A Supplement to the Criticism of van de Wetering's "Rembrandt the Painter at Work"

The Need for the Human Dimension in Rembrandt Criticism


Let us compare the figure of Capt Banning Cocq in Rembrandt's Night Watch with Lunden's copy of the same. Lunden was a run-of-the-mill painter who made a good over-all copy of Rembrandt's most ambitious masterpiece. He presumably knew and used precisely the materials used by Rembrandt himself so it is only his sense of form which lets him down and it lets him down in a way which I think must be clear to all once it is pointed out.

Rembrandt's figure is an amusing, penetrating portrait of a captain who is clearly not quite in command: he walks with a slightly drunken swagger. His expression seems to be asking 'why me?' In Lundens near copy none of this comes across - the Captain seems a much more solid and reliable citizen. The difference lies in very subtle differences in the over-all pose which can be perceived even in the two reproductions I have before me where the figures measure less than 9 cm in height (page 198 of "Rembrandt, the Painter at Work"). The difference in the quality of the pace each takes is very striking. It lies in the relationship of the legs and in the balance of the upper body over the legs. Rembrandt's man is nearly toppling backwards. If we compare detail with detail it is very difficult to see the difference but seen as a whole I guess anyone can see what I am talking about.

Capt Banning Cocq in Rembrandt's Night Watch.
Lunden's Copy.



Looking at the heads, see how Rembrandt's contributes to the dynamic of the whole and Lundens does not. First the placing of the head on the shoulders is quite different, Lundens is more forward, more balanced, I guess a good 4 cm further forward than that implied by Rembrandt in real space. Measured on the canvas the difference may be minute but its implications are great.

Rembrandt has also divided the light from the dark much more decisively than Lunden which makes Lunden's version seem more pudding-like. Rembrandt cuts a plane of shadow down one side of the nose which continues through the moustache and into the beard. He cuts another plane in light on the other side of the beard which is again echoed in the larger mass of hair under the hat and in the lower part of the face adjacent to the beard. Rembrandt continues this planar geometry in the outer brim of the hat on either side, Lunden does not. Lunden's hat shows more crown and his collar is deeper, the direction of the opening of the collar in Rembrandt's implies a puffed chest beneath, Lunden's does not. We find the same failures to catch Rembrandt's sense of space in the figure with the rifle to his left and in fact all over. Lunden's must have used measurements across the surface of the canvas to place the parts and he looked carefully detail by detail but that is not accurate enough to catch Rembrandt's subtle meaning which is built on space geometry. Unless you read it as a whole, spatially you don't get it.

This example is intended to demonstrate first that the interpretation of nature is not quite the job for simpletons that art historians seem to suppose. (Be assured that copying a painting is a good deal easier than 'copying nature').
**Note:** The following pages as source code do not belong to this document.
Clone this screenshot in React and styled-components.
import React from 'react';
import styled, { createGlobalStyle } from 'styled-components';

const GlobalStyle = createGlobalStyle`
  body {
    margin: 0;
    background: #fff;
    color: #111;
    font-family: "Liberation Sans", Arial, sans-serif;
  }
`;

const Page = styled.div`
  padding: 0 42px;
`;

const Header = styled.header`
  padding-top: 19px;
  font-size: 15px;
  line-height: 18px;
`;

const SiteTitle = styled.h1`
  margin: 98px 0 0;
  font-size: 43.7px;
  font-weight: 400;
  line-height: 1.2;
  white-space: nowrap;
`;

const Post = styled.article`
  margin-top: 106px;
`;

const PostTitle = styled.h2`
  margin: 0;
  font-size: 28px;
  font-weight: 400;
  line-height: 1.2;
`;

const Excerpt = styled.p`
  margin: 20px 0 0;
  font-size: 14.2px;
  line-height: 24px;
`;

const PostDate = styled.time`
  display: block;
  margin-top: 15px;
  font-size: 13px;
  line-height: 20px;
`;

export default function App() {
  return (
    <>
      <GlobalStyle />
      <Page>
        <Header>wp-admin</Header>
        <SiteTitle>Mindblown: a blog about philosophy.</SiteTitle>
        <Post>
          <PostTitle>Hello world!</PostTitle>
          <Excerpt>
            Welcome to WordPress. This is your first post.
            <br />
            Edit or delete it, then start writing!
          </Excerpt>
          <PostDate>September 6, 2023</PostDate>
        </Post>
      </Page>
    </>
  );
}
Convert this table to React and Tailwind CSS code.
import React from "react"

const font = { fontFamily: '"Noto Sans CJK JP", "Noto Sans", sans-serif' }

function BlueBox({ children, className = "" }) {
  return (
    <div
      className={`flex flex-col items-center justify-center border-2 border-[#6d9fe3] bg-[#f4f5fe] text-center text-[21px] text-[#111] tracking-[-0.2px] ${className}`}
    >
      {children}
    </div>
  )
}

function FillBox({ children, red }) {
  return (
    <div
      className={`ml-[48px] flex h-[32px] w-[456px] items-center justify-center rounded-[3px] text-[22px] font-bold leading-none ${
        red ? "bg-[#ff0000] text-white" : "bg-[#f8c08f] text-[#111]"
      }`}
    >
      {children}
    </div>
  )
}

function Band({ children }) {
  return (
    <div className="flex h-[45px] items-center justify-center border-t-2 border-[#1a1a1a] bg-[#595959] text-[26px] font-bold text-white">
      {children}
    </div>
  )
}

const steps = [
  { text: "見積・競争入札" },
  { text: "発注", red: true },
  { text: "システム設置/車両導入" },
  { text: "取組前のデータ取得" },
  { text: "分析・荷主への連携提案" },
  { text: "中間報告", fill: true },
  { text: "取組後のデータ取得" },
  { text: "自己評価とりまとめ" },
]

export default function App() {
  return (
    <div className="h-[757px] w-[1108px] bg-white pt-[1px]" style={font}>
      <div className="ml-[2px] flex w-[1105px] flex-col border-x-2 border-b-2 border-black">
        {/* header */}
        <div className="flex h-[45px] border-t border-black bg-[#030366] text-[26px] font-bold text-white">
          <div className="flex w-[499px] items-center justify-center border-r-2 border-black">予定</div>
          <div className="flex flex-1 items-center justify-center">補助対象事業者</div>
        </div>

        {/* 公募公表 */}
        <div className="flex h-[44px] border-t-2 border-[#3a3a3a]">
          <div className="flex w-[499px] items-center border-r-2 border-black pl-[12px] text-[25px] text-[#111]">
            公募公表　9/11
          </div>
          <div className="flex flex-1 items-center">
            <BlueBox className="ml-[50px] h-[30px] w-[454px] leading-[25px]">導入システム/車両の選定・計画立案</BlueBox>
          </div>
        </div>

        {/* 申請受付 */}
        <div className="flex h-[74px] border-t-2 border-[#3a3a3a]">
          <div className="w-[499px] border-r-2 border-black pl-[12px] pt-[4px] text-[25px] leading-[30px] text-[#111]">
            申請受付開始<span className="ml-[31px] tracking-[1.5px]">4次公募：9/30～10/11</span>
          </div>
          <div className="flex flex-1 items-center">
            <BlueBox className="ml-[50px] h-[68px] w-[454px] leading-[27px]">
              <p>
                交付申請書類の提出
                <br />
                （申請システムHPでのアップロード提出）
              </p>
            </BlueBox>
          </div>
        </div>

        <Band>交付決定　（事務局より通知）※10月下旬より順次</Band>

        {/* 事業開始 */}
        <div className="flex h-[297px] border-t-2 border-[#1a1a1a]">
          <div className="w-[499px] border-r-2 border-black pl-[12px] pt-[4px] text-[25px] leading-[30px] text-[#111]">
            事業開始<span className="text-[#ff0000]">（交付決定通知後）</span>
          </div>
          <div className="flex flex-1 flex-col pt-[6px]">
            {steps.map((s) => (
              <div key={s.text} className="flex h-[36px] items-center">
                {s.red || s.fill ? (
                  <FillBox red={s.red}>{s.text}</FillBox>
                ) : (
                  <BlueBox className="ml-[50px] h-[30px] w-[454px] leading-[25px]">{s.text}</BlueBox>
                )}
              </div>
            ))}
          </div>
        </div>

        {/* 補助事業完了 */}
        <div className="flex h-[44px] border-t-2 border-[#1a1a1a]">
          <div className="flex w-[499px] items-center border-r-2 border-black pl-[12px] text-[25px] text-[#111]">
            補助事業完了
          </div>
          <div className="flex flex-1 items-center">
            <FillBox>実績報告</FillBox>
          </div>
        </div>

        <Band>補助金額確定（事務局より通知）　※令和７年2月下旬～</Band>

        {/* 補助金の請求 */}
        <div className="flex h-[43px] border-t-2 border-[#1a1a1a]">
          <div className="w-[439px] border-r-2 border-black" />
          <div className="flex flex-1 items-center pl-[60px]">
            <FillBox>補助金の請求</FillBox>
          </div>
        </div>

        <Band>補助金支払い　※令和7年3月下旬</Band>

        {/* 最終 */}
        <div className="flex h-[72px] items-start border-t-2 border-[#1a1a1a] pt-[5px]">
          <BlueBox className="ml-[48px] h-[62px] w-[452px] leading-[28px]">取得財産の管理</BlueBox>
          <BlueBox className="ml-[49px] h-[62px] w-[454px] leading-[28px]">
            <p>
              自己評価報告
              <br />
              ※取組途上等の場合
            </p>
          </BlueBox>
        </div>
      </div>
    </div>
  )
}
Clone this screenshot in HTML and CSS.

Second it shows the spacial nature of Rembrandt's geometry, third and most importantly the necessity of considering the human context of Rembrandt's art.

Rembrandt's vision depends on being seen as a whole and in its human context. Stylistic criticism has blinkered the minds and fogged the issues. In his book, Van de Wetering puts his finger on the root cause of the Rembrandt disaster when he contrasts the critical methods of Hoogstraten (one of Rembrandt's students) with that of Wolfflin (the modern method) on page 181. He says Wolfflin's 'abstract pictorial categories can be appreciated without reference to any depiction of reality'. In other words Wolfflin's limited vision has no room for the discussion of Rembrandt's greatness. Hoogstraten's ideas writes van de Wetering "hold not the slightest appeal within the conceptual framework we have constructed around the phenomenon of style." Rembrandt has all but disappeared under the impact of stylistic criticism because he does not conform in the very least to the ideas “we have constructed around the phenomenon of style” an excellent reason for abandoning those ideas. Alas too many scholars have committed too much of their effort to creating a new image of Rembrandt for them to be able to change course. We must insist that they do.